━━ SOURCE MATERIAL
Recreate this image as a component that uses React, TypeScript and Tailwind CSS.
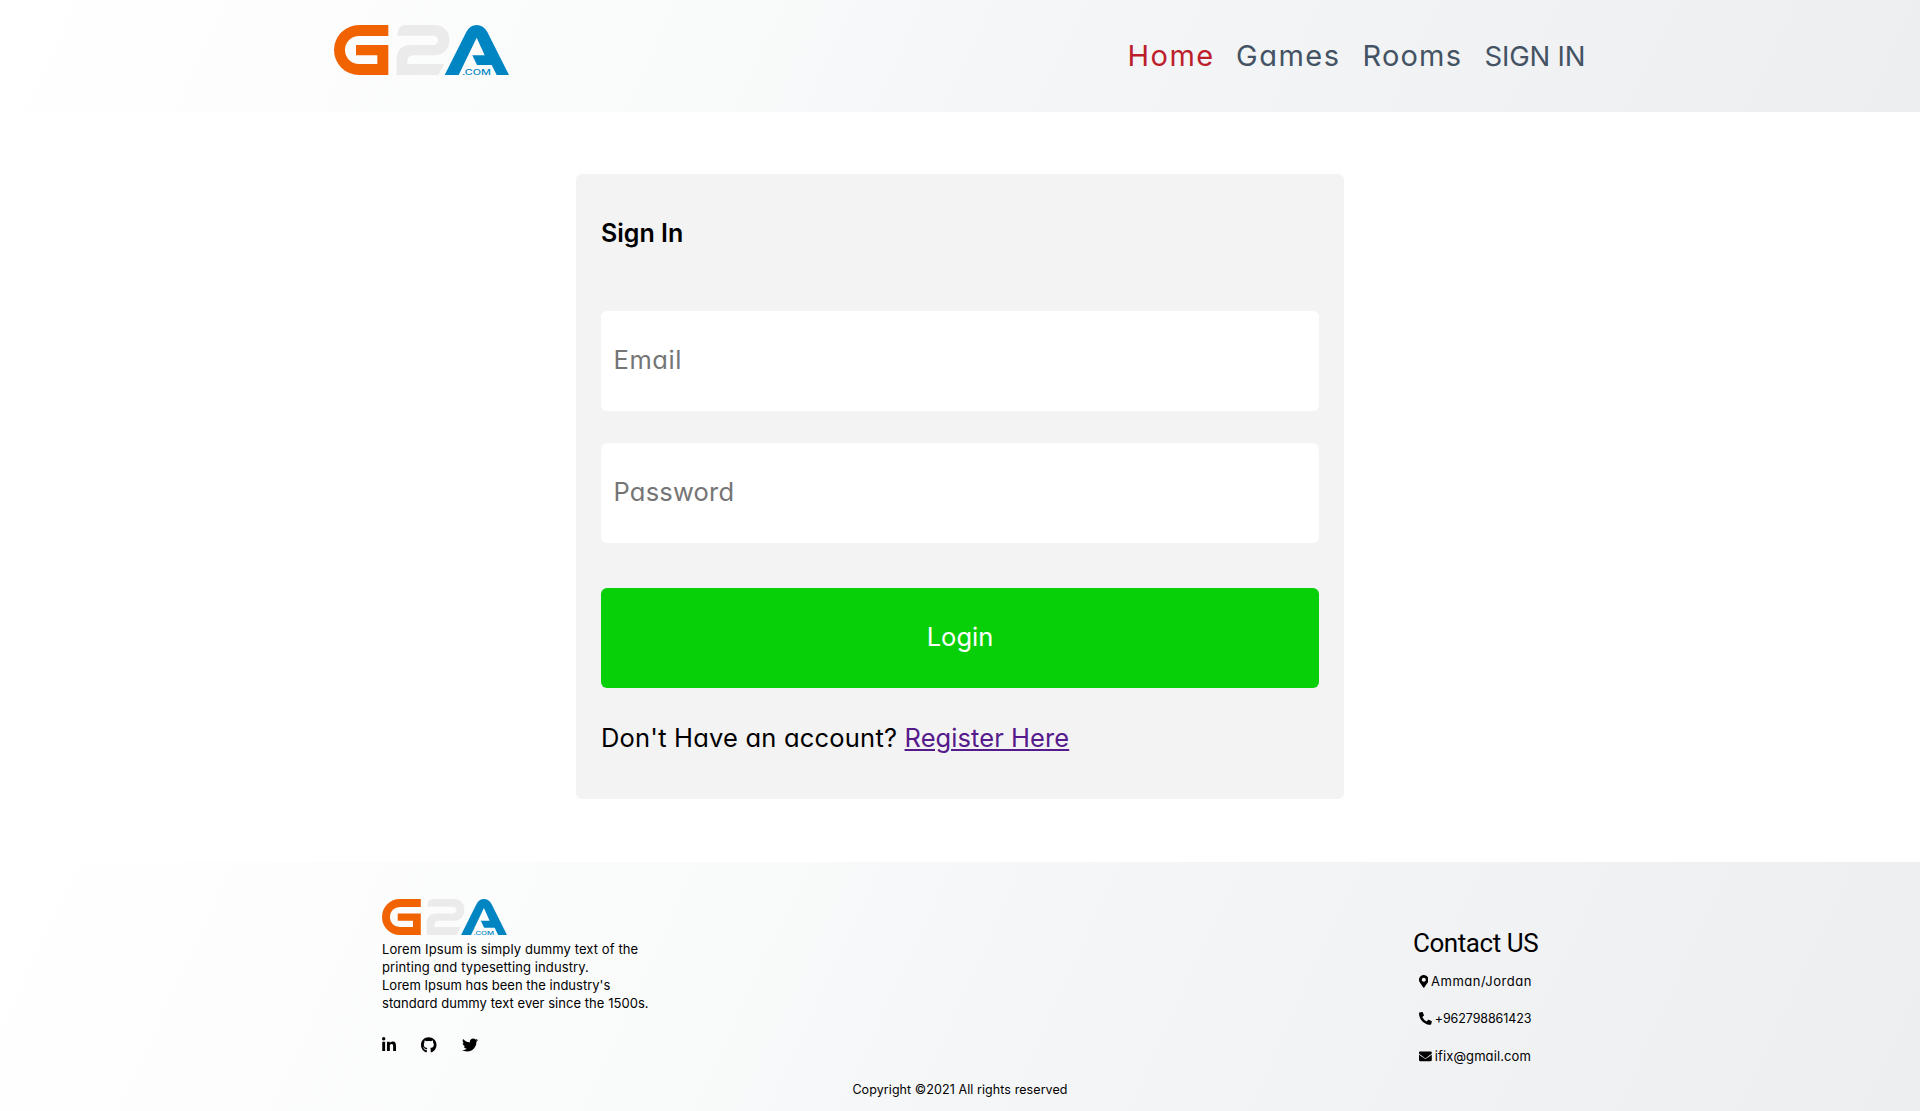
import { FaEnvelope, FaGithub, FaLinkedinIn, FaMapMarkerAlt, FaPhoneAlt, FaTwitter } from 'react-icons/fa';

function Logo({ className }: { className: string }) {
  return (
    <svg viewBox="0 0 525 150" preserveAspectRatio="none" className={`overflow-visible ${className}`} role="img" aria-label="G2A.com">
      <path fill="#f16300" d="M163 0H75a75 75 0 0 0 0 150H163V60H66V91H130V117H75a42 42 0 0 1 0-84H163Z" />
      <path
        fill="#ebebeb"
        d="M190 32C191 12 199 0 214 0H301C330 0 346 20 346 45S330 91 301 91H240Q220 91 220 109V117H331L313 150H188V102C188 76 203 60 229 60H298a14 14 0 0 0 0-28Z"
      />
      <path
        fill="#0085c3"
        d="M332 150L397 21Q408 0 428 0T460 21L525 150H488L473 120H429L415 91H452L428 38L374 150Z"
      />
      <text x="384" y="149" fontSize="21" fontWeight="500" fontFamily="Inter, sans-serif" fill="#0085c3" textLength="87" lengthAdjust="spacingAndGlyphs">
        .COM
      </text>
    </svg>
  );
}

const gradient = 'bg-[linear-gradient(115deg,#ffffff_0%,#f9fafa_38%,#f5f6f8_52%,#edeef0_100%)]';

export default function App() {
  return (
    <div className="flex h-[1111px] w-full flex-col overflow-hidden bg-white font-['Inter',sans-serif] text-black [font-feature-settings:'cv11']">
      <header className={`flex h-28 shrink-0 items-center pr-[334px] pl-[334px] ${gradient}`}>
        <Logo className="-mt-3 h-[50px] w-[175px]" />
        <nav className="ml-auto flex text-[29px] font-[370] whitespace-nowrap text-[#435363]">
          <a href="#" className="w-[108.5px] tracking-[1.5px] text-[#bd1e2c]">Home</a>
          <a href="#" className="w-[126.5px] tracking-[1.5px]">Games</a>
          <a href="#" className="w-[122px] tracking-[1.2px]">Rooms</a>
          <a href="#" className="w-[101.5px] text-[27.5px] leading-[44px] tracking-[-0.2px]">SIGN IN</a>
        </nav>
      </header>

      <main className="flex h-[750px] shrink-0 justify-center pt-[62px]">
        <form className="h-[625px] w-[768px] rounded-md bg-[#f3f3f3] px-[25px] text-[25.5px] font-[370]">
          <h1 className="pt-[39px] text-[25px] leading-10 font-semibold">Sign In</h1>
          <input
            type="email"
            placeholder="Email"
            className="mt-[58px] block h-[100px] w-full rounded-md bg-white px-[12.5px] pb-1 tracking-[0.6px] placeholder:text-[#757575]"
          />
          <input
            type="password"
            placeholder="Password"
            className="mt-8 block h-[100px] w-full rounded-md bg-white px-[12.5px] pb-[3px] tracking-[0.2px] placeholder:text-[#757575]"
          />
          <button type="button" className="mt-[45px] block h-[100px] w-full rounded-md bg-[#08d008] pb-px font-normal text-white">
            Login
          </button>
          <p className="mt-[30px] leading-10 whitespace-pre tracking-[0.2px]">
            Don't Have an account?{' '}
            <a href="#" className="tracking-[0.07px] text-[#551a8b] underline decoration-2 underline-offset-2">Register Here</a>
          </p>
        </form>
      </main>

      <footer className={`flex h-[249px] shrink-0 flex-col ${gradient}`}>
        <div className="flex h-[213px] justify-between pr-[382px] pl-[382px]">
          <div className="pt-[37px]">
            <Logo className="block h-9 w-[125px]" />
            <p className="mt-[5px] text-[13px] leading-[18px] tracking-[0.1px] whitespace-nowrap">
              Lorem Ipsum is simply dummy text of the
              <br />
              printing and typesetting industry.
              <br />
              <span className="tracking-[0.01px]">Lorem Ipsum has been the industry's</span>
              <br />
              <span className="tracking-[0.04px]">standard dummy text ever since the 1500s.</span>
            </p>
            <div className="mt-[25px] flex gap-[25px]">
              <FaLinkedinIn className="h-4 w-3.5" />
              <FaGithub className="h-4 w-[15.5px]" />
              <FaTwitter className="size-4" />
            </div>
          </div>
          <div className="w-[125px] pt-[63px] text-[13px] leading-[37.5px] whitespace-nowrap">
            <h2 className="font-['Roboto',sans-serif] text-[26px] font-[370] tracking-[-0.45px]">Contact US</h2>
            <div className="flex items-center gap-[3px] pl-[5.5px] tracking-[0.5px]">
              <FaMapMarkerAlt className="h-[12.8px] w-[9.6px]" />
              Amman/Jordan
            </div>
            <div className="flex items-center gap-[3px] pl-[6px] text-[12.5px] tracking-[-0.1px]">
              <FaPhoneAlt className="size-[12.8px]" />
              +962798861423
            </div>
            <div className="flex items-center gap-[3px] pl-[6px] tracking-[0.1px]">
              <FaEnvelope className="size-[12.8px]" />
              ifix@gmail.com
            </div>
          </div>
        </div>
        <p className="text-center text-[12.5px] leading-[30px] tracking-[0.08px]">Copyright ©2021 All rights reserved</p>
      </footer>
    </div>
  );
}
━━━━
━━ SOURCE MATERIAL
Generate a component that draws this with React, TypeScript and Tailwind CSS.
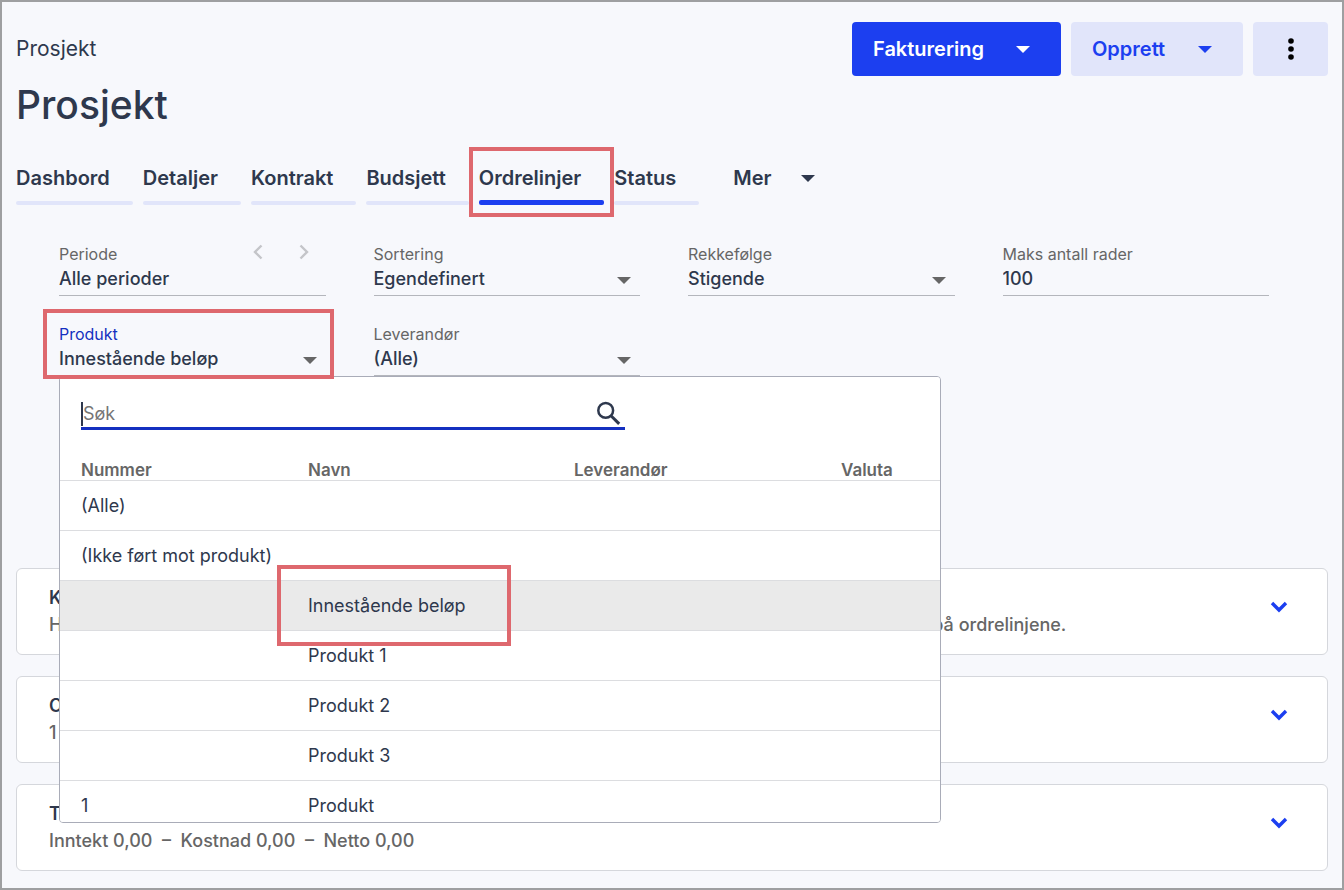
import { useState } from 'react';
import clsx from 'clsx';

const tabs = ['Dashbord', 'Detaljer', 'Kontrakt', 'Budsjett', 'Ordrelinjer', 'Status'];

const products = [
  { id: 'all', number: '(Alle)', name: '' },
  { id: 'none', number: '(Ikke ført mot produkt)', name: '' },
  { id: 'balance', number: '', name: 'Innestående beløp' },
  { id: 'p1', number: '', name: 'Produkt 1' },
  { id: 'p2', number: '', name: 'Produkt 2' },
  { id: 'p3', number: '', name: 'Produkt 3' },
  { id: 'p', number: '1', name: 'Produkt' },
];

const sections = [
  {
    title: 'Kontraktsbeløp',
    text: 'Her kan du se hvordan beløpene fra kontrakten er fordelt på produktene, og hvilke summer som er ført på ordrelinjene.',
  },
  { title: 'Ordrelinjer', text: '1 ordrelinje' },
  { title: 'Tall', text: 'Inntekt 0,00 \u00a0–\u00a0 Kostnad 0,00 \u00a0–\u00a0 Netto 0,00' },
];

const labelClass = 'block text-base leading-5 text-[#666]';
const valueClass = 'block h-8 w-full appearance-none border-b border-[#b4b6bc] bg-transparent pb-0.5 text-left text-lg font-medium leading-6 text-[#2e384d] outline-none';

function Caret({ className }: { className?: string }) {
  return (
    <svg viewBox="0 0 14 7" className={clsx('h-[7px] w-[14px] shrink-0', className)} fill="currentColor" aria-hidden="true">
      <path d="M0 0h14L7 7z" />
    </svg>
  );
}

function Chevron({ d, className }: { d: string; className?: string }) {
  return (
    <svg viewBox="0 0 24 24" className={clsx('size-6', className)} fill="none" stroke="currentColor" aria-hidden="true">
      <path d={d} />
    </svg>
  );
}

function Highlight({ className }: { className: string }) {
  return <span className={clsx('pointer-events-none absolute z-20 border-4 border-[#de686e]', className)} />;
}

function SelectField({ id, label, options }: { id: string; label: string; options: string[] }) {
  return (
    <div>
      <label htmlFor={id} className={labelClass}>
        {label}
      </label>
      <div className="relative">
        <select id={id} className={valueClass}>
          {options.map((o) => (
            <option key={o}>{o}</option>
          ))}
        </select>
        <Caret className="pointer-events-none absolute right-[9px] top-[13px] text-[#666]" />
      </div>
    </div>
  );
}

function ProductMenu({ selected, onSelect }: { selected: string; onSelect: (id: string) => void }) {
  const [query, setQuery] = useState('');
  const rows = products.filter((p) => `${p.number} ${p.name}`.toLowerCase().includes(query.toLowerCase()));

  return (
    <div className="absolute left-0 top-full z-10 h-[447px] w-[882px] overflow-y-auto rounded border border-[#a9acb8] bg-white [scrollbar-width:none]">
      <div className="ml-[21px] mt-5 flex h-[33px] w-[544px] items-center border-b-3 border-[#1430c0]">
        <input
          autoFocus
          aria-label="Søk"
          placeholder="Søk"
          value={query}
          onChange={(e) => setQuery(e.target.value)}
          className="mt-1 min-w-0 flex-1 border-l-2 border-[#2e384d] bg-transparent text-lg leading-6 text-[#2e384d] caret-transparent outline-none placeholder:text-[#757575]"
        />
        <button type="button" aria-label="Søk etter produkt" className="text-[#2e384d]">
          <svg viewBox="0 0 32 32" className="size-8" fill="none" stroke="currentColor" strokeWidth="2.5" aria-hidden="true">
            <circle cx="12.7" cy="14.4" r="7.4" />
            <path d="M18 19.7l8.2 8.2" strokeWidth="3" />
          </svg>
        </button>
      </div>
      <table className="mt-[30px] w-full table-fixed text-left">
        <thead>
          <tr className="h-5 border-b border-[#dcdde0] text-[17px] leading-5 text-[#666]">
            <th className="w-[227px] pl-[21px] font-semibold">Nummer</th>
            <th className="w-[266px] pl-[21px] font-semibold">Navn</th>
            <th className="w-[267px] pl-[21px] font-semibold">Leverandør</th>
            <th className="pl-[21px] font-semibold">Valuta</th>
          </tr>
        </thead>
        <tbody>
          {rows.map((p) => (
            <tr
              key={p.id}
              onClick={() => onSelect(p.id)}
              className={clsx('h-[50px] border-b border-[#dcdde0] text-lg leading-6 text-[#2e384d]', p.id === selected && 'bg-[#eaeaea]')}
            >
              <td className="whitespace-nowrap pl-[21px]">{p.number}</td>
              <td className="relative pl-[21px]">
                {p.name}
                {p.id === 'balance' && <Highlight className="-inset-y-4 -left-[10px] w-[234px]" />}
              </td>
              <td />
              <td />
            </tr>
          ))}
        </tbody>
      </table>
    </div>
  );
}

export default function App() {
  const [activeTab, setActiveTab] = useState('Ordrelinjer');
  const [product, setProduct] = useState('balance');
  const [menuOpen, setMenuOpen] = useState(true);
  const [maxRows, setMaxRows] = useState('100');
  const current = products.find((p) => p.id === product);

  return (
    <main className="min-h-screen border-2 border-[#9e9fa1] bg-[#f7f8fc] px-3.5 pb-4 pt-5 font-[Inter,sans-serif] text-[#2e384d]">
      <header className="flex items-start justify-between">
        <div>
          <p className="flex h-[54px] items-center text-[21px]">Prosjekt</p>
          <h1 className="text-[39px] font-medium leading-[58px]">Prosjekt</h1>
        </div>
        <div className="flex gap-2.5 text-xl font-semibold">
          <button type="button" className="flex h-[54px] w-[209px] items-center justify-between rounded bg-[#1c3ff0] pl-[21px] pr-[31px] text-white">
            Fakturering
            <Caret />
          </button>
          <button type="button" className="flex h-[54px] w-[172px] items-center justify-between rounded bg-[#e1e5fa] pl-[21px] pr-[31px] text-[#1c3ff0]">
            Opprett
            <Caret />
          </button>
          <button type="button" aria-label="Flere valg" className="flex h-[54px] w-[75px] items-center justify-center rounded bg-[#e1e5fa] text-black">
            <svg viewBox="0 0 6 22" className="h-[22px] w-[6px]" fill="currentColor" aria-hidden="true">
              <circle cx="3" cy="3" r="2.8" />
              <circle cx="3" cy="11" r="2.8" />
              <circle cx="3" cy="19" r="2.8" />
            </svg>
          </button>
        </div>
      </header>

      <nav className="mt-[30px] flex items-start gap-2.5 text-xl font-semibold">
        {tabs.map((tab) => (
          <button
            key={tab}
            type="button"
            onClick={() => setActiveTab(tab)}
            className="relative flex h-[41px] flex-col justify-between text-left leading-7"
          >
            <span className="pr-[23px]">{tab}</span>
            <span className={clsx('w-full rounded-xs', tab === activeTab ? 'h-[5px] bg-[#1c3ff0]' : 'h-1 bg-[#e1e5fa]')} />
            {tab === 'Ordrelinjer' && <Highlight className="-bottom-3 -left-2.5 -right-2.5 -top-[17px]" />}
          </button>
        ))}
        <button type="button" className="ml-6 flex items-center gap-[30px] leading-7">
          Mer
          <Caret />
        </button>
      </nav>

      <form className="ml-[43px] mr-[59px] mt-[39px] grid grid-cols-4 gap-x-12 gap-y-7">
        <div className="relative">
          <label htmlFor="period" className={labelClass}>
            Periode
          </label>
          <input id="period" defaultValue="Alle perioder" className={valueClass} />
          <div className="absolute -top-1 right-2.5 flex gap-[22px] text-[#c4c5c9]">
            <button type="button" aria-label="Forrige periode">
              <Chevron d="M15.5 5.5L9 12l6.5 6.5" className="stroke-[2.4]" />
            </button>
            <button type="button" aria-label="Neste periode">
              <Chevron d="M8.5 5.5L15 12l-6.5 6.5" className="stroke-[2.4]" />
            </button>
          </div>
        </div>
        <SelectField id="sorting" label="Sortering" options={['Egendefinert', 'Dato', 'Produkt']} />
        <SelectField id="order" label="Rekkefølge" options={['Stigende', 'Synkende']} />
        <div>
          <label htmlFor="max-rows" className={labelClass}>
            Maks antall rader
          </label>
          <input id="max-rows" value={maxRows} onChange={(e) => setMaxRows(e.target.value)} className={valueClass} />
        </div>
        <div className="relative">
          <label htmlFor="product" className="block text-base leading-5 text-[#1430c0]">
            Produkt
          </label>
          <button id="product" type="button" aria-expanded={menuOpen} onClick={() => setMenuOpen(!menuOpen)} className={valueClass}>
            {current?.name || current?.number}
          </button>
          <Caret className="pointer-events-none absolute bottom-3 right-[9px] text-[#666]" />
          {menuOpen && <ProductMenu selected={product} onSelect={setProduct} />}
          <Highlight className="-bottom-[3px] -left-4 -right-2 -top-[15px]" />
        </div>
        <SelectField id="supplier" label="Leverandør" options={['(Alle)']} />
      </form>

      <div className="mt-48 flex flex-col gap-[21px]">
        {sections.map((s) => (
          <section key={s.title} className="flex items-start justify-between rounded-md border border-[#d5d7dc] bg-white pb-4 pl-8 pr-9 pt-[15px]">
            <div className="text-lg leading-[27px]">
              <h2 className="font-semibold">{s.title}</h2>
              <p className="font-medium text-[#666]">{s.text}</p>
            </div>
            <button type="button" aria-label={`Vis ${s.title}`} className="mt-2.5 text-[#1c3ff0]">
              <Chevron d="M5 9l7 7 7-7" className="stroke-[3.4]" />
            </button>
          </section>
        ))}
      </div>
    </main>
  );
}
━━━━
- DIRECTIONS -
Of the lines above, quote exactly those from the one with "Recreate this image" through the one with "FaMapMarkerAlt, FaPhoneAlt, FaTwitter", ends included; pictures stay out.

- EXERCISE OUTPUT -
Recreate this image as a component that uses React, TypeScript and Tailwind CSS.
import { FaEnvelope, FaGithub, FaLinkedinIn, FaMapMarkerAlt, FaPhoneAlt, FaTwitter } from 'react-icons/fa';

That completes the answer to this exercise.